The U.S. government is giving $42 million to Ivory Coast to help treat and prevent HIV-AIDS. The current HIV-AIDS prevalence in the country is about 7 percent, but health workers believe conflict between rebels and government forces has increased the spread of the virus.

The $42 million in funding was announced by U.S. officials last week in Ivory Coast. The money is part of a five-year, $15 billion commitment by the United States to fight HIV-AIDS around the world. Fifteen of the most affected countries in the world will receive money from the the Bush administration's Emergency Plan for AIDS Relief. In West Africa, Nigeria and Ivory Coast are both beneficiaries.

Dr. Monica Nolan, the technical coordinator of the U.S. AIDS program in Ivory Coast, says it is likely that conflict in the divided country has increased transmission of HIV, the virus which causes the AIDS.

"In the crisis in Cote d'Ivoire where you have had large-scale displacements of populations internally as well as across borders, you have got large scale deployment of various military forces," she said. "You have got increasing poverty of young girls and so on. There are certainly many factors which exacerbate HIV transmission."

At an AIDS treatment center, in a poor suburb of the Ivorian commercial capital Abidjan, Dr. Siaka Toure has noticed an increase in the numbers of people coming to the center, who are infected with HIV. He says many of them have come to Abidjan, which lies in the government controlled south, from the rebel held north of the country.

Dr. Toure says that it is difficult to develop care for aids patients in the north, which many health workers fled when fighting broke out in September 2002.

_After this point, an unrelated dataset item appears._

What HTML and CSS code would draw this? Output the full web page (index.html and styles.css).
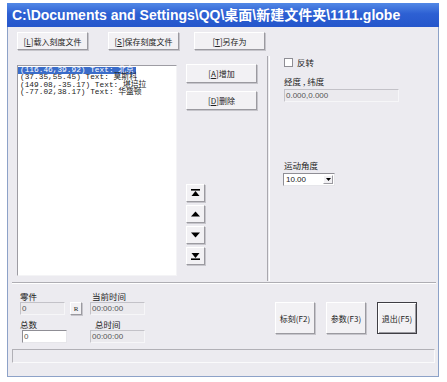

"We think there will be two wars," he said. "The first war that we know. The second will be the HIV consequence, especially in the area where we cannot develop a care for HIV."

Although there is an increased prevalence of HIV-AIDS in the country, some people feel there is also less stigma attached to the disease. Adolf Juilai, who had just done an HIV blood test at the center, says things have changed.

"You know before when you have it, they say that everybody rejects you," he said. "Nobody wants to approach you because they do not know exactly what it is. But by now they have to take their heart and do their test to know their situation. If you know, you are not going to die quickly."

Mr. Juilai's brother died of AIDS. Since his death, Mr. Juilai and a friend come to the clinic every year to take an AIDS test. They will find out the results of their latest test Friday.